Tauranga athletes taking it to the next level
Teenage Tauranga athletes are hoping that a scholarship of about $1000 will kick start their careers and take them all the way to the 2020 Olympic Games in Tokyo.
It may even take one of those athletes into a full-time career.
“If I get selected to go to Tokyo, then I will definitely be doing it full-time. That’s the goal,” says 18-year-old windsurfer Veerle ten Have.
Veerle and canoe slalomist Jack Egan were recently granted BayTrust Scholarships, alongside 14 other young athletes in the Bay of Plenty.
The scholarship aims to give athletes a leg-up, making it easier for them to test their skills on the world stage.
“They are professional athletes, but they are on the cusp of making something of it,” says Sports Bay of Plenty spokesperson Danene Jones.
And it’s crystal clear that these two teenage athletes want exactly that, with both of them regularly training six days a week and spending more than three months of this year competing in Europe.
Jack placed ninth in the finals at the Junior and Under 23 World Canoe Slalom Championships in Krakow, Poland this year. He’s the first Kiwi to make the finals and place this highly.
The former Aquinas student was also awarded Secondary School Sportsman of the Year at the 2019 Bay of Plenty Sports Awards.
"Being a part of the top 10 in the world, it's a pretty amazing feeling. Hopefully, I get to experience that again."
He says he’s driven by the end goal of competing in Tokyo and has his fingers crossed this year’s Olympic selection will be a success.
“I’ll be up against 28 to 30-year-olds at the selection, it’s a farfetched goal but I think I can do it,” he says.
Spending more than 13 hours a week training, Jack says it’s been difficult also trying to hold down a summer job. But he reiterates the importance of prioritising his passion.
“Sometimes you just have to sacrifice work for training aye.”
Tokyo 2020 is also at the forefront of Veerle's mind.
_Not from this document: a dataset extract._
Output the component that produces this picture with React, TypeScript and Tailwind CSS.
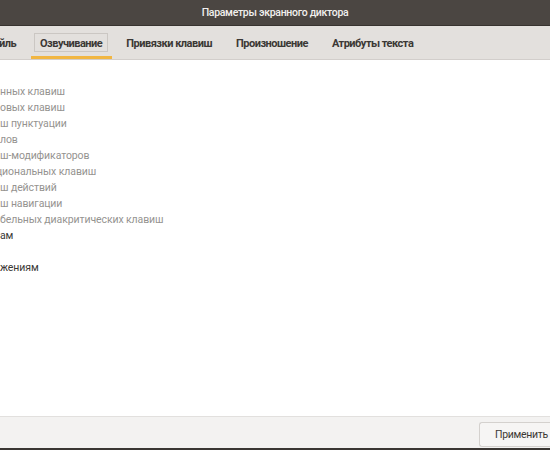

She's decided to ramp up the training this summer, making the move to Melbourne to prepare for the RS:X Windsurfing World Championships in February.
"The first step is to qualify for New Zealand at World’s in Melbourne, then hopefully I get selected to go to Tokyo."
Dutch-born Veerle, who started windsurfing at 13, says she's motivated by seeing herself improve after each session.
"It's all about having fun, going fast and being the best. I enjoy the racing aspect of it, and just seeing myself get better every time."
It's been a big year of international competitions for Veerle, battling it out in Spain, Italy and Japan.
Currently, she is training six days a week in and out of the water.
"It takes up a lot of my time - six days a week, two trainings a day with one rest day."
Veerle trains with female windsurfers from overseas when she can, or with a coach from Yachting New Zealand during the lead-up to a competition.
“Otherwise, I am out there on the water training solo.”
To fit around the hectic training schedule and international competitions, Veerle has completed the final two years of her schooling by correspondence.
"If I wanted to get serious with my windsurfing, I couldn't go to normal school because I would miss out on too much," she says.
The two scholarship recipients are stoked about the support from BayTrust, saying it will most definitely help ease the financial pressure.
"It's going to help me get over to Melbourne. Competing internationally all adds up, and things like this just take the pressure off massively," says Veerle.
Jack says it's allowed him to spend more hours training and fewer hours working. "I don't have to worry as much about my finances, basically it's meaning I can train harder."
Twenty four sportspeople from a variety of codes received a BayTrust athlete, coach or officials scholarship in the final round for 2019. This year the scholarships ranged from $500 to $1400.